%%

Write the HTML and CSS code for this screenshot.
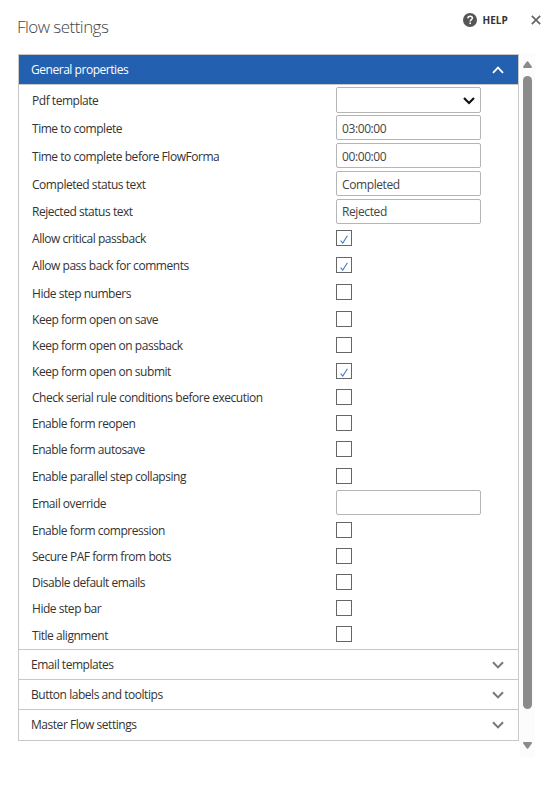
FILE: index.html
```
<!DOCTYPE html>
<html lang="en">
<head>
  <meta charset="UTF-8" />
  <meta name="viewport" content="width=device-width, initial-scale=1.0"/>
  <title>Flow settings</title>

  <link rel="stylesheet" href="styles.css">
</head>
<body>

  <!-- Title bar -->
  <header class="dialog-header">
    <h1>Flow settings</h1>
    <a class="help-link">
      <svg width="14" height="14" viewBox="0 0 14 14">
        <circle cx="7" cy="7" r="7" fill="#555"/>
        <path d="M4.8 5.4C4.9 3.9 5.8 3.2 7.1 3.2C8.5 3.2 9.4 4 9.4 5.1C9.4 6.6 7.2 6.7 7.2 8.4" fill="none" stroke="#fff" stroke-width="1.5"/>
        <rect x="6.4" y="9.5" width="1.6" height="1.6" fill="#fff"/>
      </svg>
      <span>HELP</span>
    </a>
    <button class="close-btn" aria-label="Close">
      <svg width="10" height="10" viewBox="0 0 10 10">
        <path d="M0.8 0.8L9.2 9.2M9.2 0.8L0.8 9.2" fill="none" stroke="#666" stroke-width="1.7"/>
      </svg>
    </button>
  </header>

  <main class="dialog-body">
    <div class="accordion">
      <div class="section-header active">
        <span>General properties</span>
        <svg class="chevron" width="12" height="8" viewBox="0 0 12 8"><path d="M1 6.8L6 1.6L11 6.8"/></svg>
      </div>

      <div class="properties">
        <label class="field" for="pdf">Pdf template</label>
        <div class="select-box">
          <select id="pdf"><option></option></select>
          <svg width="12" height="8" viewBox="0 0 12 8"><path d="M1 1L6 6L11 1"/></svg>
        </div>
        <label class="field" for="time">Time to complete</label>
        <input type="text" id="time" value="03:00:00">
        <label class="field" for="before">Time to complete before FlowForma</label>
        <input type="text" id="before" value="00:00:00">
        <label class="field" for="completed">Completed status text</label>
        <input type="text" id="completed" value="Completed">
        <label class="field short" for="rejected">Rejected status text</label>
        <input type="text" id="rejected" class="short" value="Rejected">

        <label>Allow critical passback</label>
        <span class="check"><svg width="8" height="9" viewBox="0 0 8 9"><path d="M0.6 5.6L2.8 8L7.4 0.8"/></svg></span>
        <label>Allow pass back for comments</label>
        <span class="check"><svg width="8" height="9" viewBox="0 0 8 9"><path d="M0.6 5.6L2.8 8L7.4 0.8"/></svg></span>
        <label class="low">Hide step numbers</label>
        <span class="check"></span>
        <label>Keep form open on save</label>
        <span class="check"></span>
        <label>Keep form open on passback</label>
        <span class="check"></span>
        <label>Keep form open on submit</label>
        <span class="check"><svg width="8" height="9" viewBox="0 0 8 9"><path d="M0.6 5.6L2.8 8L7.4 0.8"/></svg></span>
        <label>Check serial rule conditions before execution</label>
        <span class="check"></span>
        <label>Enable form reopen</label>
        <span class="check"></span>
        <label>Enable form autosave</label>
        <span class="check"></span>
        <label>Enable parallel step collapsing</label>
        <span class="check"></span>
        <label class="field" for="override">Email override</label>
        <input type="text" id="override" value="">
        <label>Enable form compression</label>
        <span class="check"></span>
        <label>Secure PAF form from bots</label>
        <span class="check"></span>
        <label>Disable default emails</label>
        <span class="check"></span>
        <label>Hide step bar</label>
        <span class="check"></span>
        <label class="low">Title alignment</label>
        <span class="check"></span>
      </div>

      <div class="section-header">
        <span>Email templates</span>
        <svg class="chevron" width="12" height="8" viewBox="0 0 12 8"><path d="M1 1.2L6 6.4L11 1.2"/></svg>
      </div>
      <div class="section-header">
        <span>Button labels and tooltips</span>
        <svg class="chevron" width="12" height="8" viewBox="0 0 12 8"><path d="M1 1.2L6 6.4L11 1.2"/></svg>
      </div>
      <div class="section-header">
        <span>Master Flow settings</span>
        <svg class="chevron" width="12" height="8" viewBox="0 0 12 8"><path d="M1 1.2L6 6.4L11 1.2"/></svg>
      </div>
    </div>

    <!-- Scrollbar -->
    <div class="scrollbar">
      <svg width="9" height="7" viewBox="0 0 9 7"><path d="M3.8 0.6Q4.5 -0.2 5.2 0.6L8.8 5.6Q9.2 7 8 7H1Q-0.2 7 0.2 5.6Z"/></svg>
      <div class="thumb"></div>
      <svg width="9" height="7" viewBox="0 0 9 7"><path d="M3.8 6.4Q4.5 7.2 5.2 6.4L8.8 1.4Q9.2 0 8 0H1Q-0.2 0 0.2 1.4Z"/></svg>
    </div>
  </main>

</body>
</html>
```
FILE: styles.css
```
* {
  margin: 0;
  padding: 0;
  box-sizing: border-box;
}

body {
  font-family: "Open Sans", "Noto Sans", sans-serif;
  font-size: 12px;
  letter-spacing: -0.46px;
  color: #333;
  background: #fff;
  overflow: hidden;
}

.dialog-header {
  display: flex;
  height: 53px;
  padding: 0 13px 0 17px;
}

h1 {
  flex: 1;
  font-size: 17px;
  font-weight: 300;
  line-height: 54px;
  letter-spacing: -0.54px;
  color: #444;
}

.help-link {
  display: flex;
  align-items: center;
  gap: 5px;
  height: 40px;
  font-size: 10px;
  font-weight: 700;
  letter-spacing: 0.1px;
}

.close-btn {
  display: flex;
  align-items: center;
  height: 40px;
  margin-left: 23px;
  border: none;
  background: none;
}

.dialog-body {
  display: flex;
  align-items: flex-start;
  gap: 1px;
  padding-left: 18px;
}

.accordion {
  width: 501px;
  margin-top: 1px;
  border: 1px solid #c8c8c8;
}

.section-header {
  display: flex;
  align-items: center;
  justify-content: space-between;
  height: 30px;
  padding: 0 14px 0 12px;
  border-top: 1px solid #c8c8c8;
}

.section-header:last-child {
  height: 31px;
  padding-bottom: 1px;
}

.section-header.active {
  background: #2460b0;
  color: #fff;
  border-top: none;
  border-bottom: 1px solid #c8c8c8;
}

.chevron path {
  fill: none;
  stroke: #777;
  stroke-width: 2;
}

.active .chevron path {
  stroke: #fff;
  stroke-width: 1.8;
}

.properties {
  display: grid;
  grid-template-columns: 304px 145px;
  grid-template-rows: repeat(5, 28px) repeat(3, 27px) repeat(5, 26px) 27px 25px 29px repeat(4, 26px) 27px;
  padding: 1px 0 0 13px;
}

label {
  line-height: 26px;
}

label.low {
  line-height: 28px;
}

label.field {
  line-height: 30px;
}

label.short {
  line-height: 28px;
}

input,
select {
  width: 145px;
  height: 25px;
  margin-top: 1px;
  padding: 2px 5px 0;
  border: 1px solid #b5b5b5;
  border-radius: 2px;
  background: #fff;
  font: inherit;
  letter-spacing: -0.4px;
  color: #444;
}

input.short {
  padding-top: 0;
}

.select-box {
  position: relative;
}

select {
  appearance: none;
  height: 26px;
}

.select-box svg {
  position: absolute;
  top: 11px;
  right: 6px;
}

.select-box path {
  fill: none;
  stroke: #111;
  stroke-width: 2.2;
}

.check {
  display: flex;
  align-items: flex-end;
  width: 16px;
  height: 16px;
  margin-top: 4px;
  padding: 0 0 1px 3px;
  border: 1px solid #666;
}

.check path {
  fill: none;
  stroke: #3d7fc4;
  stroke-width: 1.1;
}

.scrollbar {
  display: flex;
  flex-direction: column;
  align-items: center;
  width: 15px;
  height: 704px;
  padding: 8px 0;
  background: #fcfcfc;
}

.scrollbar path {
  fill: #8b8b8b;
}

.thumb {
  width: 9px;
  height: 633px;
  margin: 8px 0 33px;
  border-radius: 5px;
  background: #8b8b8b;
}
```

%%

> _REQUEST_
Write out the whole listing again, exactly, with no pictures.

> _COMPLETE ANSWER_
Write the HTML and CSS code for this screenshot.
FILE: index.html
```
<!DOCTYPE html>
<html lang="en">
<head>
  <meta charset="UTF-8" />
  <meta name="viewport" content="width=device-width, initial-scale=1.0"/>
  <title>Flow settings</title>

  <link rel="stylesheet" href="styles.css">
</head>
<body>

  <!-- Title bar -->
  <header class="dialog-header">
    <h1>Flow settings</h1>
    <a class="help-link">
      <svg width="14" height="14" viewBox="0 0 14 14">
        <circle cx="7" cy="7" r="7" fill="#555"/>
        <path d="M4.8 5.4C4.9 3.9 5.8 3.2 7.1 3.2C8.5 3.2 9.4 4 9.4 5.1C9.4 6.6 7.2 6.7 7.2 8.4" fill="none" stroke="#fff" stroke-width="1.5"/>
        <rect x="6.4" y="9.5" width="1.6" height="1.6" fill="#fff"/>
      </svg>
      <span>HELP</span>
    </a>
    <button class="close-btn" aria-label="Close">
      <svg width="10" height="10" viewBox="0 0 10 10">
        <path d="M0.8 0.8L9.2 9.2M9.2 0.8L0.8 9.2" fill="none" stroke="#666" stroke-width="1.7"/>
      </svg>
    </button>
  </header>

  <main class="dialog-body">
    <div class="accordion">
      <div class="section-header active">
        <span>General properties</span>
        <svg class="chevron" width="12" height="8" viewBox="0 0 12 8"><path d="M1 6.8L6 1.6L11 6.8"/></svg>
      </div>

      <div class="properties">
        <label class="field" for="pdf">Pdf template</label>
        <div class="select-box">
          <select id="pdf"><option></option></select>
          <svg width="12" height="8" viewBox="0 0 12 8"><path d="M1 1L6 6L11 1"/></svg>
        </div>
        <label class="field" for="time">Time to complete</label>
        <input type="text" id="time" value="03:00:00">
        <label class="field" for="before">Time to complete before FlowForma</label>
        <input type="text" id="before" value="00:00:00">
        <label class="field" for="completed">Completed status text</label>
        <input type="text" id="completed" value="Completed">
        <label class="field short" for="rejected">Rejected status text</label>
        <input type="text" id="rejected" class="short" value="Rejected">

        <label>Allow critical passback</label>
        <span class="check"><svg width="8" height="9" viewBox="0 0 8 9"><path d="M0.6 5.6L2.8 8L7.4 0.8"/></svg></span>
        <label>Allow pass back for comments</label>
        <span class="check"><svg width="8" height="9" viewBox="0 0 8 9"><path d="M0.6 5.6L2.8 8L7.4 0.8"/></svg></span>
        <label class="low">Hide step numbers</label>
        <span class="check"></span>
        <label>Keep form open on save</label>
        <span class="check"></span>
        <label>Keep form open on passback</label>
        <span class="check"></span>
        <label>Keep form open on submit</label>
        <span class="check"><svg width="8" height="9" viewBox="0 0 8 9"><path d="M0.6 5.6L2.8 8L7.4 0.8"/></svg></span>
        <label>Check serial rule conditions before execution</label>
        <span class="check"></span>
        <label>Enable form reopen</label>
        <span class="check"></span>
        <label>Enable form autosave</label>
        <span class="check"></span>
        <label>Enable parallel step collapsing</label>
        <span class="check"></span>
        <label class="field" for="override">Email override</label>
        <input type="text" id="override" value="">
        <label>Enable form compression</label>
        <span class="check"></span>
        <label>Secure PAF form from bots</label>
        <span class="check"></span>
        <label>Disable default emails</label>
        <span class="check"></span>
        <label>Hide step bar</label>
        <span class="check"></span>
        <label class="low">Title alignment</label>
        <span class="check"></span>
      </div>

      <div class="section-header">
        <span>Email templates</span>
        <svg class="chevron" width="12" height="8" viewBox="0 0 12 8"><path d="M1 1.2L6 6.4L11 1.2"/></svg>
      </div>
      <div class="section-header">
        <span>Button labels and tooltips</span>
        <svg class="chevron" width="12" height="8" viewBox="0 0 12 8"><path d="M1 1.2L6 6.4L11 1.2"/></svg>
      </div>
      <div class="section-header">
        <span>Master Flow settings</span>
        <svg class="chevron" width="12" height="8" viewBox="0 0 12 8"><path d="M1 1.2L6 6.4L11 1.2"/></svg>
      </div>
    </div>

    <!-- Scrollbar -->
    <div class="scrollbar">
      <svg width="9" height="7" viewBox="0 0 9 7"><path d="M3.8 0.6Q4.5 -0.2 5.2 0.6L8.8 5.6Q9.2 7 8 7H1Q-0.2 7 0.2 5.6Z"/></svg>
      <div class="thumb"></div>
      <svg width="9" height="7" viewBox="0 0 9 7"><path d="M3.8 6.4Q4.5 7.2 5.2 6.4L8.8 1.4Q9.2 0 8 0H1Q-0.2 0 0.2 1.4Z"/></svg>
    </div>
  </main>

</body>
</html>
```
FILE: styles.css
```
* {
  margin: 0;
  padding: 0;
  box-sizing: border-box;
}

body {
  font-family: "Open Sans", "Noto Sans", sans-serif;
  font-size: 12px;
  letter-spacing: -0.46px;
  color: #333;
  background: #fff;
  overflow: hidden;
}

.dialog-header {
  display: flex;
  height: 53px;
  padding: 0 13px 0 17px;
}

h1 {
  flex: 1;
  font-size: 17px;
  font-weight: 300;
  line-height: 54px;
  letter-spacing: -0.54px;
  color: #444;
}

.help-link {
  display: flex;
  align-items: center;
  gap: 5px;
  height: 40px;
  font-size: 10px;
  font-weight: 700;
  letter-spacing: 0.1px;
}

.close-btn {
  display: flex;
  align-items: center;
  height: 40px;
  margin-left: 23px;
  border: none;
  background: none;
}

.dialog-body {
  display: flex;
  align-items: flex-start;
  gap: 1px;
  padding-left: 18px;
}

.accordion {
  width: 501px;
  margin-top: 1px;
  border: 1px solid #c8c8c8;
}

.section-header {
  display: flex;
  align-items: center;
  justify-content: space-between;
  height: 30px;
  padding: 0 14px 0 12px;
  border-top: 1px solid #c8c8c8;
}

.section-header:last-child {
  height: 31px;
  padding-bottom: 1px;
}

.section-header.active {
  background: #2460b0;
  color: #fff;
  border-top: none;
  border-bottom: 1px solid #c8c8c8;
}

.chevron path {
  fill: none;
  stroke: #777;
  stroke-width: 2;
}

.active .chevron path {
  stroke: #fff;
  stroke-width: 1.8;
}

.properties {
  display: grid;
  grid-template-columns: 304px 145px;
  grid-template-rows: repeat(5, 28px) repeat(3, 27px) repeat(5, 26px) 27px 25px 29px repeat(4, 26px) 27px;
  padding: 1px 0 0 13px;
}

label {
  line-height: 26px;
}

label.low {
  line-height: 28px;
}

label.field {
  line-height: 30px;
}

label.short {
  line-height: 28px;
}

input,
select {
  width: 145px;
  height: 25px;
  margin-top: 1px;
  padding: 2px 5px 0;
  border: 1px solid #b5b5b5;
  border-radius: 2px;
  background: #fff;
  font: inherit;
  letter-spacing: -0.4px;
  color: #444;
}

input.short {
  padding-top: 0;
}

.select-box {
  position: relative;
}

select {
  appearance: none;
  height: 26px;
}

.select-box svg {
  position: absolute;
  top: 11px;
  right: 6px;
}

.select-box path {
  fill: none;
  stroke: #111;
  stroke-width: 2.2;
}

.check {
  display: flex;
  align-items: flex-end;
  width: 16px;
  height: 16px;
  margin-top: 4px;
  padding: 0 0 1px 3px;
  border: 1px solid #666;
}

.check path {
  fill: none;
  stroke: #3d7fc4;
  stroke-width: 1.1;
}

.scrollbar {
  display: flex;
  flex-direction: column;
  align-items: center;
  width: 15px;
  height: 704px;
  padding: 8px 0;
  background: #fcfcfc;
}

.scrollbar path {
  fill: #8b8b8b;
}

.thumb {
  width: 9px;
  height: 633px;
  margin: 8px 0 33px;
  border-radius: 5px;
  background: #8b8b8b;
}
```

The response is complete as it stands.